• Your objective: Find the word "component" in the listing; pull out each line holding it.

• Records provided:
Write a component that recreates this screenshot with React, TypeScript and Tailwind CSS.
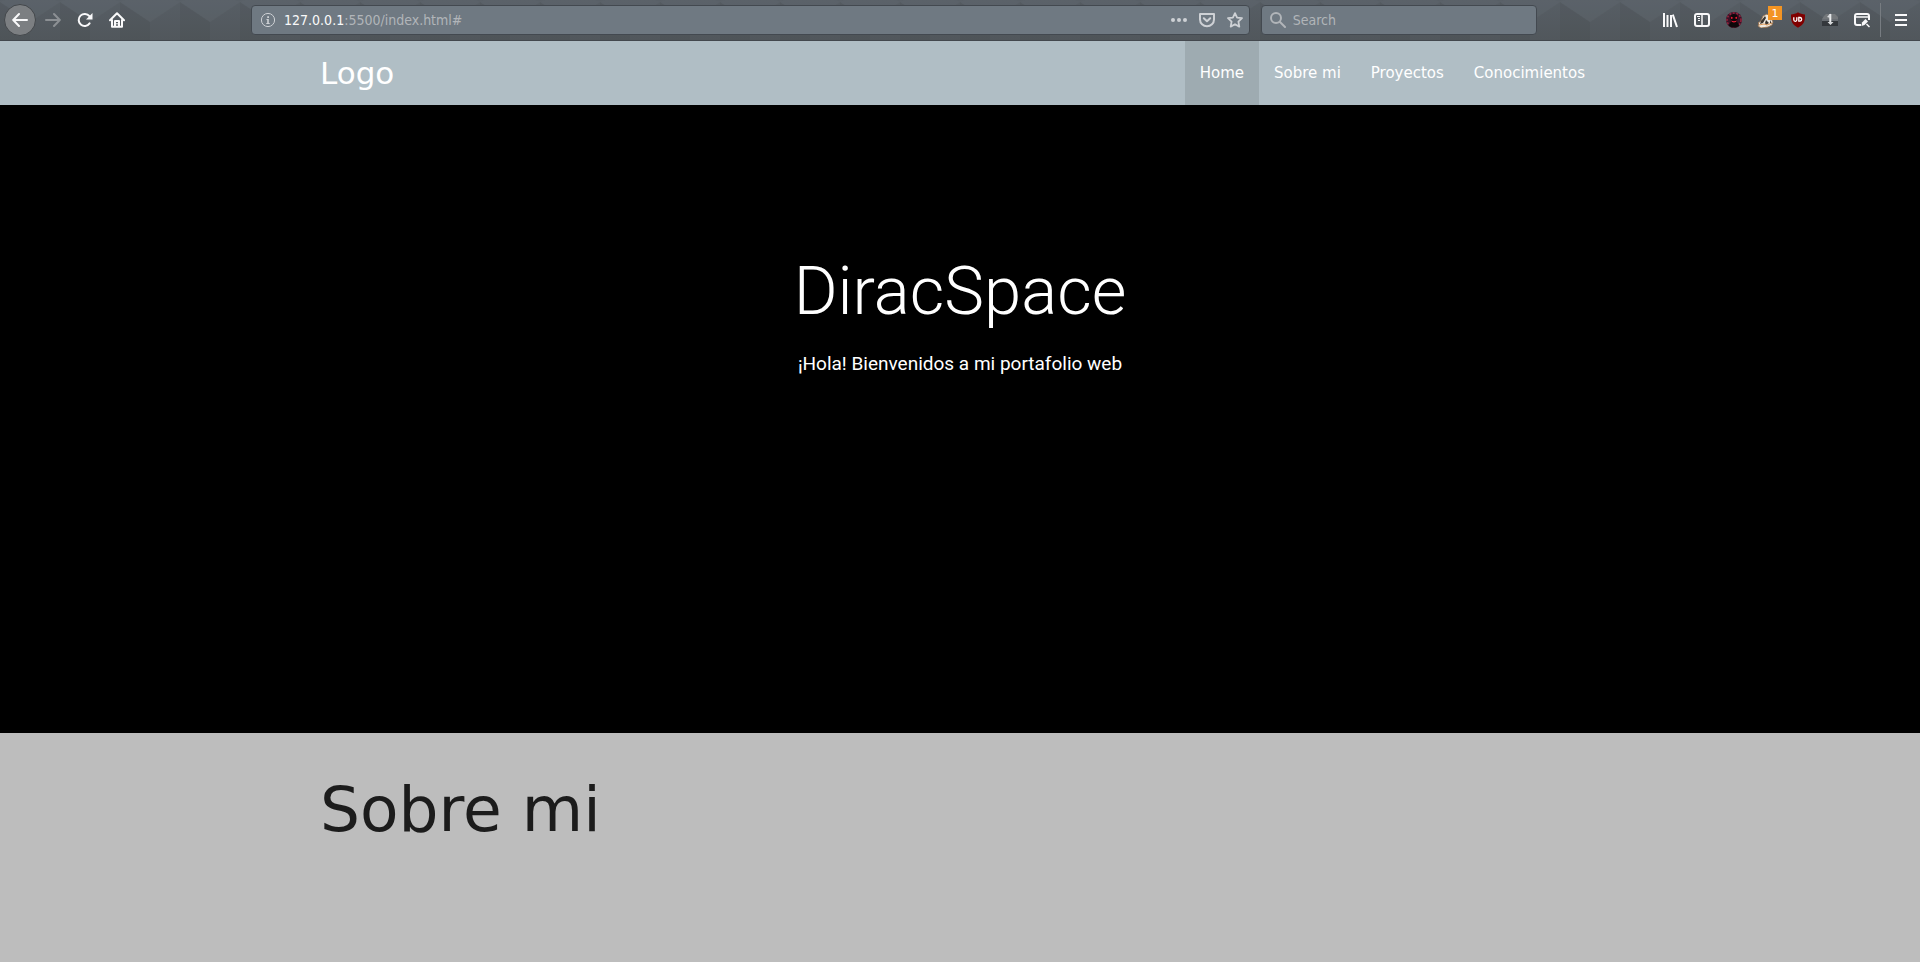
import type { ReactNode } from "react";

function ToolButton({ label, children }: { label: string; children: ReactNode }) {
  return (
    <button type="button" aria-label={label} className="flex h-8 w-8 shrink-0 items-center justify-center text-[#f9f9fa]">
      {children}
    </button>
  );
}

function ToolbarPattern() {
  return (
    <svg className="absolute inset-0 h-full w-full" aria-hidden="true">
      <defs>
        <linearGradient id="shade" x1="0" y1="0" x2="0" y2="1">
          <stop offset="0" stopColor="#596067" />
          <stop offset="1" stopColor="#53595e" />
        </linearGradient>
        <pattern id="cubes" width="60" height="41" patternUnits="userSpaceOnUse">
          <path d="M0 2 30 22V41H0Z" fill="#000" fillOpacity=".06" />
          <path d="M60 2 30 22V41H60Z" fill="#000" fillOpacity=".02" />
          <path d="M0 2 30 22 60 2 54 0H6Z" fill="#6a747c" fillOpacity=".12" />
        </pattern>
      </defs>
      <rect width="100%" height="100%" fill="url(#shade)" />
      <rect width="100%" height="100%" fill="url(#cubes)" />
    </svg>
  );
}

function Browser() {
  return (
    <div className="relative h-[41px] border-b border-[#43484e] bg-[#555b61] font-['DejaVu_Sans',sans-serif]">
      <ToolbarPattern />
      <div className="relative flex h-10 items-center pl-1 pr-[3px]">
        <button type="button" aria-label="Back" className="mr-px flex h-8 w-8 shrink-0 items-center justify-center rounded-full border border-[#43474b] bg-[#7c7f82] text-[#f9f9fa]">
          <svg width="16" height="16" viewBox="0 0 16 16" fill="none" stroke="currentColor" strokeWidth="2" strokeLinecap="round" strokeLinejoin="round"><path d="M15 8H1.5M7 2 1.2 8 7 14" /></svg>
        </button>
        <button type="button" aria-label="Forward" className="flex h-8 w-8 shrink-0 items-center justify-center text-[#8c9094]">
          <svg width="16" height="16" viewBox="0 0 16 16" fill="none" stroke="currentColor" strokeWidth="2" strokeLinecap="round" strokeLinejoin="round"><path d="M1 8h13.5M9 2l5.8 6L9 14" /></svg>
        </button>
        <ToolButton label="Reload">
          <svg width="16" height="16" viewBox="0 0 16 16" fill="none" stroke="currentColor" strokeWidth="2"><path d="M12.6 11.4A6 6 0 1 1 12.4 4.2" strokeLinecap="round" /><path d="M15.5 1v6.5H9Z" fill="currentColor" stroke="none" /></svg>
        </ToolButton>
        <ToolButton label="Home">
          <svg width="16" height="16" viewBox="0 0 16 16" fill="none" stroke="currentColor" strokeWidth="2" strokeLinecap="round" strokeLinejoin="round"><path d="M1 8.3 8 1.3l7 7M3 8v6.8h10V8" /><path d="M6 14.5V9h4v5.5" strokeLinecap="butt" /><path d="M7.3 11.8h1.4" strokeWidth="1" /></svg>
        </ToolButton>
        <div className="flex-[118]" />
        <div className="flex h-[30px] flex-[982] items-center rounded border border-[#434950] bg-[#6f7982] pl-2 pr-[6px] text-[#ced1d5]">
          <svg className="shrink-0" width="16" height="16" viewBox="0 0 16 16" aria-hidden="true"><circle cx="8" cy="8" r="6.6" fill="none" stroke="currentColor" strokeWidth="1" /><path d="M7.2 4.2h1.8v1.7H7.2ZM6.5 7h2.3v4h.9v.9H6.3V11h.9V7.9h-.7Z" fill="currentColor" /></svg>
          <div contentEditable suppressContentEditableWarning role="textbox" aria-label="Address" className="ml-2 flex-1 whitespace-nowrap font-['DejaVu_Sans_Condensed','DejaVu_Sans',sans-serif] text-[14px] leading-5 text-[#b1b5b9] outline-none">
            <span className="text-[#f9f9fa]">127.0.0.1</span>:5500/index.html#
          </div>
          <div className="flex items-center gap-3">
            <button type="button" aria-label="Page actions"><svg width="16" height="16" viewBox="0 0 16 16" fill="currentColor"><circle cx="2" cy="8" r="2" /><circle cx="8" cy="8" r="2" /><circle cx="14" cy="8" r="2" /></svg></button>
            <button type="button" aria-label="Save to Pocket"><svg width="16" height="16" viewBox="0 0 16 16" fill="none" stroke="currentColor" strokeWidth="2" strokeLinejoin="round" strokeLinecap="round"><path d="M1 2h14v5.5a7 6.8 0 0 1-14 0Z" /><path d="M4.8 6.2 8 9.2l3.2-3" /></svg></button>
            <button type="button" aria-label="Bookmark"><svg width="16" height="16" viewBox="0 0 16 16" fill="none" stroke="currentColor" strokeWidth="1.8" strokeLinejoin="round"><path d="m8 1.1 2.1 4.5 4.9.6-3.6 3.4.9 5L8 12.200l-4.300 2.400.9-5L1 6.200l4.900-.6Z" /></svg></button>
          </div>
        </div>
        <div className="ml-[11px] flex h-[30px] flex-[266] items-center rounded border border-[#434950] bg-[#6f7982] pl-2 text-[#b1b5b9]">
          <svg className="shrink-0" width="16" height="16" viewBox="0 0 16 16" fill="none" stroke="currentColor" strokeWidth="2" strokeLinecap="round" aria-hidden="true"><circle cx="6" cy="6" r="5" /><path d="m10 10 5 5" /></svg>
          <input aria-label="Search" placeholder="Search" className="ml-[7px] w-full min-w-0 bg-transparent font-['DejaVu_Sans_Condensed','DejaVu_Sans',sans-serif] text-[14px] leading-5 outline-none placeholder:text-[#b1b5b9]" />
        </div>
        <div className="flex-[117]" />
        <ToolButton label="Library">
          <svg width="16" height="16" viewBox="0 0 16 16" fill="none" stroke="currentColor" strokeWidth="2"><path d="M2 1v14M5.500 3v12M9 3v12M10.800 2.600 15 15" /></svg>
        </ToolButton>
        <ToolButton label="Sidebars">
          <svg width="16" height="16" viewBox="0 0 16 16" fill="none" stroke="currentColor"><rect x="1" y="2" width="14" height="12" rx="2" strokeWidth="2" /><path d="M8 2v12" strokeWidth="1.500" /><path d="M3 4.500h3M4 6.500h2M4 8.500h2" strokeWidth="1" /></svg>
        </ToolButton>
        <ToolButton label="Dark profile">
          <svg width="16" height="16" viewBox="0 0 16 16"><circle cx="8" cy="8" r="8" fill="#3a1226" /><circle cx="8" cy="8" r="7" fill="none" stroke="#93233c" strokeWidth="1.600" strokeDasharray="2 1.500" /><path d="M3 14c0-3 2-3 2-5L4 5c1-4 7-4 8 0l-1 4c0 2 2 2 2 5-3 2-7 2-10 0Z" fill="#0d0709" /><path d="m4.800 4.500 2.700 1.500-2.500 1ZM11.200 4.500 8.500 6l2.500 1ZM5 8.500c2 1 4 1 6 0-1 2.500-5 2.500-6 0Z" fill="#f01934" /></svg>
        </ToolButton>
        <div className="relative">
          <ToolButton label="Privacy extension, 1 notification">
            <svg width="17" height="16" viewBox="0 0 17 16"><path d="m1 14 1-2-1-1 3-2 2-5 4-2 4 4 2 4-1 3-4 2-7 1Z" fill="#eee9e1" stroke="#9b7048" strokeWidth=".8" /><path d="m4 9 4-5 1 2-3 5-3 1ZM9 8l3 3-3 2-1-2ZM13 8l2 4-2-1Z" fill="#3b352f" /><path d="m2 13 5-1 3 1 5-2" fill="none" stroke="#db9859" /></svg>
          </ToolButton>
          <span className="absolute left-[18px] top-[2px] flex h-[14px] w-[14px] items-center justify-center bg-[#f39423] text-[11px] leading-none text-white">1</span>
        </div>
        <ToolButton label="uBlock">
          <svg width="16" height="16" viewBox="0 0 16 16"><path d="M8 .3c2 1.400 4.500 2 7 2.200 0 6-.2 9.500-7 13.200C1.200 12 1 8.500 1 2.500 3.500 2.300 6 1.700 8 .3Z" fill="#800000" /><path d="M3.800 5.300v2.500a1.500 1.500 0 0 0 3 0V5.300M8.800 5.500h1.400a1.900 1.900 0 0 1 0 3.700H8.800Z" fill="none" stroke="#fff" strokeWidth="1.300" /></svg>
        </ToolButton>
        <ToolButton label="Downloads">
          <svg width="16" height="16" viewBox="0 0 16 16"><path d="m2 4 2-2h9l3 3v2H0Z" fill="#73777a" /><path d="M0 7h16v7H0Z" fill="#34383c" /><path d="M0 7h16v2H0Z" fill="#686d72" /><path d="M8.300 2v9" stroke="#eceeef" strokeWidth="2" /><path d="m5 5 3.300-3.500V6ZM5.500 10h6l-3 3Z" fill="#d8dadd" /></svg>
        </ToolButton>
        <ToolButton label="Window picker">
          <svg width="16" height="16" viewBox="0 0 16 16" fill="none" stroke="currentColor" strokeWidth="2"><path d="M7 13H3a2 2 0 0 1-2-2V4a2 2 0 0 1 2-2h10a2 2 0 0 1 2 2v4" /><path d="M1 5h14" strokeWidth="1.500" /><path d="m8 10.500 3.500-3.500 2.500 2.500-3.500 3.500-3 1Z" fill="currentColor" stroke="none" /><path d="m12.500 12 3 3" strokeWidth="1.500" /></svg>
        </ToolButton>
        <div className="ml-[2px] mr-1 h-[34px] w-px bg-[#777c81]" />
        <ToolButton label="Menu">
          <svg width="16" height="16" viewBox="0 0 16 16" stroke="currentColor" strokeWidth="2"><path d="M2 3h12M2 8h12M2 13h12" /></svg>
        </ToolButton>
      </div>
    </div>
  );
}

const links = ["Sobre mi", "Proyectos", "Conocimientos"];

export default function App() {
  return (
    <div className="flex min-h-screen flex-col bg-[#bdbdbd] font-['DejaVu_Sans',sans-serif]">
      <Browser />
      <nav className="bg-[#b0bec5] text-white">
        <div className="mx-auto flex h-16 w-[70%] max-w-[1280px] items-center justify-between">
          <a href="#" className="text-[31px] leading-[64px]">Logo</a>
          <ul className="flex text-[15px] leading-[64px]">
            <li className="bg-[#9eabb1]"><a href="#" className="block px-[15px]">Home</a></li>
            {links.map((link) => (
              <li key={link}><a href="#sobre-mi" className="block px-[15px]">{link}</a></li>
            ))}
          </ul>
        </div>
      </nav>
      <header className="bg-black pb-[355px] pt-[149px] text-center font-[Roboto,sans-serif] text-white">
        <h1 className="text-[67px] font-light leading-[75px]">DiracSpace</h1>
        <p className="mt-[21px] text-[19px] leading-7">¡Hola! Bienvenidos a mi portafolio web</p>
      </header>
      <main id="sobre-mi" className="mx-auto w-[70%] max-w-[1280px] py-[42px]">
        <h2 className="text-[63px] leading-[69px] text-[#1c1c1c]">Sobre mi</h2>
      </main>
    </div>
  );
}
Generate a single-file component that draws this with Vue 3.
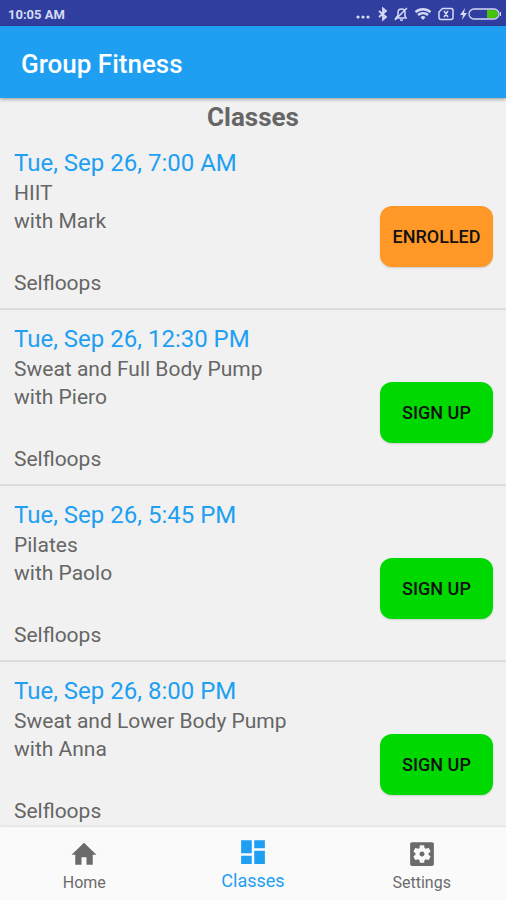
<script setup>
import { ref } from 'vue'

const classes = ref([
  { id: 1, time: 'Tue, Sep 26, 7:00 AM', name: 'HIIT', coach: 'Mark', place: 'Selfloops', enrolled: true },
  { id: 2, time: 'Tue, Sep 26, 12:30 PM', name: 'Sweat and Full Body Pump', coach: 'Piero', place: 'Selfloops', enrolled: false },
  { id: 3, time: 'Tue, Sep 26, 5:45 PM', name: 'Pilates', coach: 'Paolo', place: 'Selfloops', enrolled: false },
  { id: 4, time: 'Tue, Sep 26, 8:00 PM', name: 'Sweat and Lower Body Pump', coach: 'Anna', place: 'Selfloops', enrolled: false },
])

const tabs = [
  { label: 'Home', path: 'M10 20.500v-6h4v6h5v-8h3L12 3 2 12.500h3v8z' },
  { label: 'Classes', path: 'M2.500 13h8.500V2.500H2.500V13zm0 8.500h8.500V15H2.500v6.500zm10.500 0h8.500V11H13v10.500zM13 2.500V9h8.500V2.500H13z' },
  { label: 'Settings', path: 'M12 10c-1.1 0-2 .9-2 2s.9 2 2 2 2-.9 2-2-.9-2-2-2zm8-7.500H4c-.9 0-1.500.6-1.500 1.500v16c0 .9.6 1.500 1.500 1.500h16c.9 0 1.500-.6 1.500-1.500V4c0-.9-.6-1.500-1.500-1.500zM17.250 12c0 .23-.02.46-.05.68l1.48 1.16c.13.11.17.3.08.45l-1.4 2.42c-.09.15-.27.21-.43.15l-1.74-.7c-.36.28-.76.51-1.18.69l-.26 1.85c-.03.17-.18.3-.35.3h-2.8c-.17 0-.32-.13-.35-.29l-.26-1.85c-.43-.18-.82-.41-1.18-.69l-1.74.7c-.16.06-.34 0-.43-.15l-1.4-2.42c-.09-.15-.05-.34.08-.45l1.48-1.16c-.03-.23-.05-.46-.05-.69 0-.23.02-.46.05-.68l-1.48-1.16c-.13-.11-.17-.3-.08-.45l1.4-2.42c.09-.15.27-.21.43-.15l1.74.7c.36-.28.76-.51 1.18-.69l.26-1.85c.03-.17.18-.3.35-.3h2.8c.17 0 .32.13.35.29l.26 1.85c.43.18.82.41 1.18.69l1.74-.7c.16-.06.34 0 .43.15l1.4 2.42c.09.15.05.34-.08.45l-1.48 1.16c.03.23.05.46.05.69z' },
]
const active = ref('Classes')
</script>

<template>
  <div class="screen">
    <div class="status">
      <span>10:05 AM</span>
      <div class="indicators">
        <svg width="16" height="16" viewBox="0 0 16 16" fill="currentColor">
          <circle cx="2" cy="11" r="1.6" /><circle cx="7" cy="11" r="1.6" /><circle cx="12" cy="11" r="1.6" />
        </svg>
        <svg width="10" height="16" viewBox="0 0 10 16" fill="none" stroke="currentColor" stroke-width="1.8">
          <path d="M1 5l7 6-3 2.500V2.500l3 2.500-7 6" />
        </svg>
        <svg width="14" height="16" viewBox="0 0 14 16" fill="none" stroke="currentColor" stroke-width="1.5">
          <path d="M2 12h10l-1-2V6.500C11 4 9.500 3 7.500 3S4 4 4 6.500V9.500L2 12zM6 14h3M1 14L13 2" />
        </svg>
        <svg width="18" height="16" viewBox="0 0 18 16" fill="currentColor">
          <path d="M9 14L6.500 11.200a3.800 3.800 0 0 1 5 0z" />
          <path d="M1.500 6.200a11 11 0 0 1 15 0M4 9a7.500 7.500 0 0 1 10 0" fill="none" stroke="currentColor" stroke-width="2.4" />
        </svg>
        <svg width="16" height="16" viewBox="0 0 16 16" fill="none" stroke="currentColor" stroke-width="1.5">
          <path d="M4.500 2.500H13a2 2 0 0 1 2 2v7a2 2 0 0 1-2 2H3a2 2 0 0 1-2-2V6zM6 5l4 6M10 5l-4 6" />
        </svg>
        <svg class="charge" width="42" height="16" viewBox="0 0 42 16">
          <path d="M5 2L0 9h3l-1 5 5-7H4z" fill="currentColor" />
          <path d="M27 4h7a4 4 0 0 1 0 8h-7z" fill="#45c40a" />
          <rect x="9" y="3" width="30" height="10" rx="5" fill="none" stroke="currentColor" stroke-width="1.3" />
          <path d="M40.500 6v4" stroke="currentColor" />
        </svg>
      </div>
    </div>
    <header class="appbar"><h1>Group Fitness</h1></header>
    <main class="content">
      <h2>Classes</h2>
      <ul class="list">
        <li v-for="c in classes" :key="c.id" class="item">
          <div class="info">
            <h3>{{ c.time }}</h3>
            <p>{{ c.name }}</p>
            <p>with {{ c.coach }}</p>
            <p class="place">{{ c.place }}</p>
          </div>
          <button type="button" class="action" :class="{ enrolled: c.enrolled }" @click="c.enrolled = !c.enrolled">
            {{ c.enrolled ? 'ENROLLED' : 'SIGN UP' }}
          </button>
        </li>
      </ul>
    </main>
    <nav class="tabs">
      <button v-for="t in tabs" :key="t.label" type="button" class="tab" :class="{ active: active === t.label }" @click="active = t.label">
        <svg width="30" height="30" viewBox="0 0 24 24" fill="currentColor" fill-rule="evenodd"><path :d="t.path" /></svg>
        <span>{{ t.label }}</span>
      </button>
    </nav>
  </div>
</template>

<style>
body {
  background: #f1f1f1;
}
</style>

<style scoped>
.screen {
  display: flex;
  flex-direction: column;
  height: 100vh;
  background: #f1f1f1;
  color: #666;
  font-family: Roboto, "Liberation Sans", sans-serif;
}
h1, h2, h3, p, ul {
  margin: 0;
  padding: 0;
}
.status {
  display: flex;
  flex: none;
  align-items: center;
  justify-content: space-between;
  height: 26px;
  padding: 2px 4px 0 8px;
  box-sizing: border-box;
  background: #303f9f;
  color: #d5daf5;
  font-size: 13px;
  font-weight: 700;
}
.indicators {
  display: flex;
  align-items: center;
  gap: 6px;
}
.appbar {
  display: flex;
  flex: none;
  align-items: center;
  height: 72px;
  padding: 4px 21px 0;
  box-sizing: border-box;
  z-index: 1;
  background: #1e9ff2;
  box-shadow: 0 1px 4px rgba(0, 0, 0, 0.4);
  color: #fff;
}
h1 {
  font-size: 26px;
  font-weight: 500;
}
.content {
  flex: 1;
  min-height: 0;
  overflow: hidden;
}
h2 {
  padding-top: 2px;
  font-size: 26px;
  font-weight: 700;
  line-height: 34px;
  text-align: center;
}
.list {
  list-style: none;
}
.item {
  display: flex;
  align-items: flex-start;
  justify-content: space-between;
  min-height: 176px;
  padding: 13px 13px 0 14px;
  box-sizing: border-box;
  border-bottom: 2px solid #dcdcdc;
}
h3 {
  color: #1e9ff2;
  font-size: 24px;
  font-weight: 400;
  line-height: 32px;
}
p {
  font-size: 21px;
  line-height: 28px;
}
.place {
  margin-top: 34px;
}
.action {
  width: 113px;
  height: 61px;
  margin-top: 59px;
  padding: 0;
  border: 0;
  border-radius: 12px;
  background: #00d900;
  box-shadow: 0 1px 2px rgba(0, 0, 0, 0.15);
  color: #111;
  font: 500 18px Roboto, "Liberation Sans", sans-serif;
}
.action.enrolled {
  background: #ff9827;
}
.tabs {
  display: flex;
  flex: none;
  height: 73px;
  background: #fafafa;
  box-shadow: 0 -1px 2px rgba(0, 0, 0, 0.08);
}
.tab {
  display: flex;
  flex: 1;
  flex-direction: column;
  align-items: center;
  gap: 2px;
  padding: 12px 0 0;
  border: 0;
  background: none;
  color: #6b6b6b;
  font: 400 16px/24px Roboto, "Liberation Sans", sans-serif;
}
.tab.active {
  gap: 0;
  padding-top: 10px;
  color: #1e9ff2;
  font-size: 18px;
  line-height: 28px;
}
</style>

• Solution to the exercise:
Write a component that recreates this screenshot with React, TypeScript and Tailwind CSS.
Generate a single-file component that draws this with Vue 3.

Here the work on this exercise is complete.